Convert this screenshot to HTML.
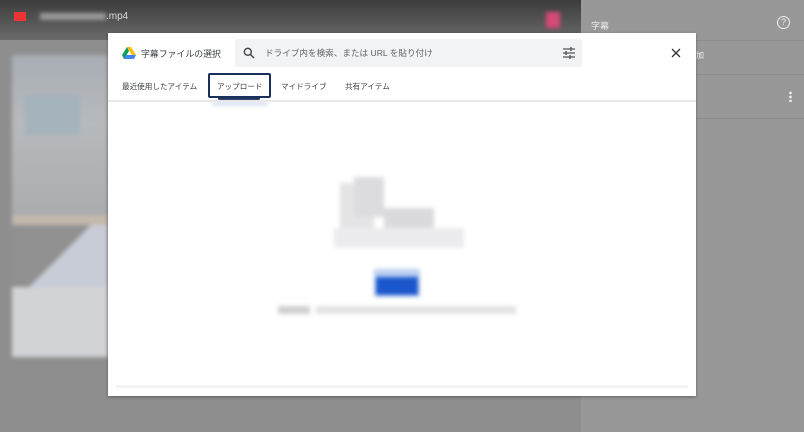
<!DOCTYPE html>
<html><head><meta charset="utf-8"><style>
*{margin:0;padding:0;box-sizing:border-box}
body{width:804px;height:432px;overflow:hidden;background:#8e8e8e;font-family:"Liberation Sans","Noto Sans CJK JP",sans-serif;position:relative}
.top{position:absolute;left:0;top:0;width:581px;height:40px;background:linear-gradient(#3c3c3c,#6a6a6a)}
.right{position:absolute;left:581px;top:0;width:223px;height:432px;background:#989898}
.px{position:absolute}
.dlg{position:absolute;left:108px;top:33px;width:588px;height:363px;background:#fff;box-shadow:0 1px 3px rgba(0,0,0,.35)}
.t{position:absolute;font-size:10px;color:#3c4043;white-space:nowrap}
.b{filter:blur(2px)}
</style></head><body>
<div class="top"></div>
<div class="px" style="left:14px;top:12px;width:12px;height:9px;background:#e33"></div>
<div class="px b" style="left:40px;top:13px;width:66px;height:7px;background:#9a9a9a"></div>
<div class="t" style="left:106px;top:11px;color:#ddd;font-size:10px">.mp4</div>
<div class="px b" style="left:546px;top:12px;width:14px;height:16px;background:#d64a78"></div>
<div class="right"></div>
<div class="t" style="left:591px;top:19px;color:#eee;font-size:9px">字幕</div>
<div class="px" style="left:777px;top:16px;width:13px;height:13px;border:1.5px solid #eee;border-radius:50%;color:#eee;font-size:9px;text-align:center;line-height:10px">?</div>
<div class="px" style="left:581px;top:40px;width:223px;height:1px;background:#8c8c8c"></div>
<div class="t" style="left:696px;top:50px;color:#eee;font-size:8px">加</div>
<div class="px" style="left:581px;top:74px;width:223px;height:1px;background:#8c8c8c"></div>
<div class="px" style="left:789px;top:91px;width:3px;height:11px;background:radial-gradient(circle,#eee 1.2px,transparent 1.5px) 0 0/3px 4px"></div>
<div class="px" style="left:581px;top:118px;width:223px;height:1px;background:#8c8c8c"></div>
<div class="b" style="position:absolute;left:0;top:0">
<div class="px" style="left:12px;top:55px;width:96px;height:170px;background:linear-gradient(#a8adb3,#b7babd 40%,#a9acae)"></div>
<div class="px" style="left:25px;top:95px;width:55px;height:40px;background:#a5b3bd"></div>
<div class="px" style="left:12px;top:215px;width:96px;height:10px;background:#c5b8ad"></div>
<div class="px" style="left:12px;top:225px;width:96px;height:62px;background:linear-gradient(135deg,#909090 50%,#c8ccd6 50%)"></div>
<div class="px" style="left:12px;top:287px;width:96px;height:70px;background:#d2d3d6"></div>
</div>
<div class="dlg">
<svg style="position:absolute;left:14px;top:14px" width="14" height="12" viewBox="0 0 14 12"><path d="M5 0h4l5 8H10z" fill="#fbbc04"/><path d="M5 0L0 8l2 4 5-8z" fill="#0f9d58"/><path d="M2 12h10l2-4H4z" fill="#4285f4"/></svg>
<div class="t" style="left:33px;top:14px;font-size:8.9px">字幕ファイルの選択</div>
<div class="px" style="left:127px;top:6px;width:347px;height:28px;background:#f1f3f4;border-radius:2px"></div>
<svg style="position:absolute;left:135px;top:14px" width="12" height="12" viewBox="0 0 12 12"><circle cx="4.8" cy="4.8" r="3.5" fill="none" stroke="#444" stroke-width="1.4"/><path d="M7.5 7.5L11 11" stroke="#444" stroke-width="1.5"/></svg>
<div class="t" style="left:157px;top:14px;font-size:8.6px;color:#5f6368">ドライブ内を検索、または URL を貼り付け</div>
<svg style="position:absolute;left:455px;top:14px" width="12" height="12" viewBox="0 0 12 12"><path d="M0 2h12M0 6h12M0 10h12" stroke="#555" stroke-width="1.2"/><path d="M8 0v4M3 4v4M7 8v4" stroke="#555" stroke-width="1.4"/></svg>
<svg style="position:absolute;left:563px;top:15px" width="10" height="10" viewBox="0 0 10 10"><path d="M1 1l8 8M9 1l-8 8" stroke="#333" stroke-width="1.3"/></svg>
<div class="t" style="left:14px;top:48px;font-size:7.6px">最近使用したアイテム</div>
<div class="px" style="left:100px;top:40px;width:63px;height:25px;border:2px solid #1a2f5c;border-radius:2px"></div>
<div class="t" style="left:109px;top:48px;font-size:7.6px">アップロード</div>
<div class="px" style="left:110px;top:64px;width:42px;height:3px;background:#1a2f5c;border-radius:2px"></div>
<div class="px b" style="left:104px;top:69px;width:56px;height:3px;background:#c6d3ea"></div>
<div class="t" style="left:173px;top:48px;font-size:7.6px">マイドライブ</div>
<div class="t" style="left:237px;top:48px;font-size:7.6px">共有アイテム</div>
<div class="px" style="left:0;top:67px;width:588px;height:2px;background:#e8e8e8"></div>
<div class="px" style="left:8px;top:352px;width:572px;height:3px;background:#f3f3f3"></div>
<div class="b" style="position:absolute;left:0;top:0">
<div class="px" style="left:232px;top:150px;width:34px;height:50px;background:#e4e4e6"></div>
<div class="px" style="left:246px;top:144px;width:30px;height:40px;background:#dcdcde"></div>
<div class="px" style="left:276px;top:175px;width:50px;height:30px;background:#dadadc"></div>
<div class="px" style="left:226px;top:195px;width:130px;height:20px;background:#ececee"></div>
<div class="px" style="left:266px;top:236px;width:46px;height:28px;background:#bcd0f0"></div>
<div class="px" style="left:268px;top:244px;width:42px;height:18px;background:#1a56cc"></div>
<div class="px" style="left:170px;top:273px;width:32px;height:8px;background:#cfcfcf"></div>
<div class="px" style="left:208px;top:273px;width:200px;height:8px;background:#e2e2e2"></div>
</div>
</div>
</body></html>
┄┄┄┄┄┄┄┄┄┄
# Brief
Do not include the images; transcribe the rest of the listing exactly.

# Exercise result
Convert this screenshot to HTML.
<!DOCTYPE html>
<html><head><meta charset="utf-8"><style>
*{margin:0;padding:0;box-sizing:border-box}
body{width:804px;height:432px;overflow:hidden;background:#8e8e8e;font-family:"Liberation Sans","Noto Sans CJK JP",sans-serif;position:relative}
.top{position:absolute;left:0;top:0;width:581px;height:40px;background:linear-gradient(#3c3c3c,#6a6a6a)}
.right{position:absolute;left:581px;top:0;width:223px;height:432px;background:#989898}
.px{position:absolute}
.dlg{position:absolute;left:108px;top:33px;width:588px;height:363px;background:#fff;box-shadow:0 1px 3px rgba(0,0,0,.35)}
.t{position:absolute;font-size:10px;color:#3c4043;white-space:nowrap}
.b{filter:blur(2px)}
</style></head><body>
<div class="top"></div>
<div class="px" style="left:14px;top:12px;width:12px;height:9px;background:#e33"></div>
<div class="px b" style="left:40px;top:13px;width:66px;height:7px;background:#9a9a9a"></div>
<div class="t" style="left:106px;top:11px;color:#ddd;font-size:10px">.mp4</div>
<div class="px b" style="left:546px;top:12px;width:14px;height:16px;background:#d64a78"></div>
<div class="right"></div>
<div class="t" style="left:591px;top:19px;color:#eee;font-size:9px">字幕</div>
<div class="px" style="left:777px;top:16px;width:13px;height:13px;border:1.5px solid #eee;border-radius:50%;color:#eee;font-size:9px;text-align:center;line-height:10px">?</div>
<div class="px" style="left:581px;top:40px;width:223px;height:1px;background:#8c8c8c"></div>
<div class="t" style="left:696px;top:50px;color:#eee;font-size:8px">加</div>
<div class="px" style="left:581px;top:74px;width:223px;height:1px;background:#8c8c8c"></div>
<div class="px" style="left:789px;top:91px;width:3px;height:11px;background:radial-gradient(circle,#eee 1.2px,transparent 1.5px) 0 0/3px 4px"></div>
<div class="px" style="left:581px;top:118px;width:223px;height:1px;background:#8c8c8c"></div>
<div class="b" style="position:absolute;left:0;top:0">
<div class="px" style="left:12px;top:55px;width:96px;height:170px;background:linear-gradient(#a8adb3,#b7babd 40%,#a9acae)"></div>
<div class="px" style="left:25px;top:95px;width:55px;height:40px;background:#a5b3bd"></div>
<div class="px" style="left:12px;top:215px;width:96px;height:10px;background:#c5b8ad"></div>
<div class="px" style="left:12px;top:225px;width:96px;height:62px;background:linear-gradient(135deg,#909090 50%,#c8ccd6 50%)"></div>
<div class="px" style="left:12px;top:287px;width:96px;height:70px;background:#d2d3d6"></div>
</div>
<div class="dlg">
<svg style="position:absolute;left:14px;top:14px" width="14" height="12" viewBox="0 0 14 12"><path d="M5 0h4l5 8H10z" fill="#fbbc04"/><path d="M5 0L0 8l2 4 5-8z" fill="#0f9d58"/><path d="M2 12h10l2-4H4z" fill="#4285f4"/></svg>
<div class="t" style="left:33px;top:14px;font-size:8.9px">字幕ファイルの選択</div>
<div class="px" style="left:127px;top:6px;width:347px;height:28px;background:#f1f3f4;border-radius:2px"></div>
<svg style="position:absolute;left:135px;top:14px" width="12" height="12" viewBox="0 0 12 12"><circle cx="4.8" cy="4.8" r="3.5" fill="none" stroke="#444" stroke-width="1.4"/><path d="M7.5 7.5L11 11" stroke="#444" stroke-width="1.5"/></svg>
<div class="t" style="left:157px;top:14px;font-size:8.6px;color:#5f6368">ドライブ内を検索、または URL を貼り付け</div>
<svg style="position:absolute;left:455px;top:14px" width="12" height="12" viewBox="0 0 12 12"><path d="M0 2h12M0 6h12M0 10h12" stroke="#555" stroke-width="1.2"/><path d="M8 0v4M3 4v4M7 8v4" stroke="#555" stroke-width="1.4"/></svg>
<svg style="position:absolute;left:563px;top:15px" width="10" height="10" viewBox="0 0 10 10"><path d="M1 1l8 8M9 1l-8 8" stroke="#333" stroke-width="1.3"/></svg>
<div class="t" style="left:14px;top:48px;font-size:7.6px">最近使用したアイテム</div>
<div class="px" style="left:100px;top:40px;width:63px;height:25px;border:2px solid #1a2f5c;border-radius:2px"></div>
<div class="t" style="left:109px;top:48px;font-size:7.6px">アップロード</div>
<div class="px" style="left:110px;top:64px;width:42px;height:3px;background:#1a2f5c;border-radius:2px"></div>
<div class="px b" style="left:104px;top:69px;width:56px;height:3px;background:#c6d3ea"></div>
<div class="t" style="left:173px;top:48px;font-size:7.6px">マイドライブ</div>
<div class="t" style="left:237px;top:48px;font-size:7.6px">共有アイテム</div>
<div class="px" style="left:0;top:67px;width:588px;height:2px;background:#e8e8e8"></div>
<div class="px" style="left:8px;top:352px;width:572px;height:3px;background:#f3f3f3"></div>
<div class="b" style="position:absolute;left:0;top:0">
<div class="px" style="left:232px;top:150px;width:34px;height:50px;background:#e4e4e6"></div>
<div class="px" style="left:246px;top:144px;width:30px;height:40px;background:#dcdcde"></div>
<div class="px" style="left:276px;top:175px;width:50px;height:30px;background:#dadadc"></div>
<div class="px" style="left:226px;top:195px;width:130px;height:20px;background:#ececee"></div>
<div class="px" style="left:266px;top:236px;width:46px;height:28px;background:#bcd0f0"></div>
<div class="px" style="left:268px;top:244px;width:42px;height:18px;background:#1a56cc"></div>
<div class="px" style="left:170px;top:273px;width:32px;height:8px;background:#cfcfcf"></div>
<div class="px" style="left:208px;top:273px;width:200px;height:8px;background:#e2e2e2"></div>
</div>
</div>
</body></html>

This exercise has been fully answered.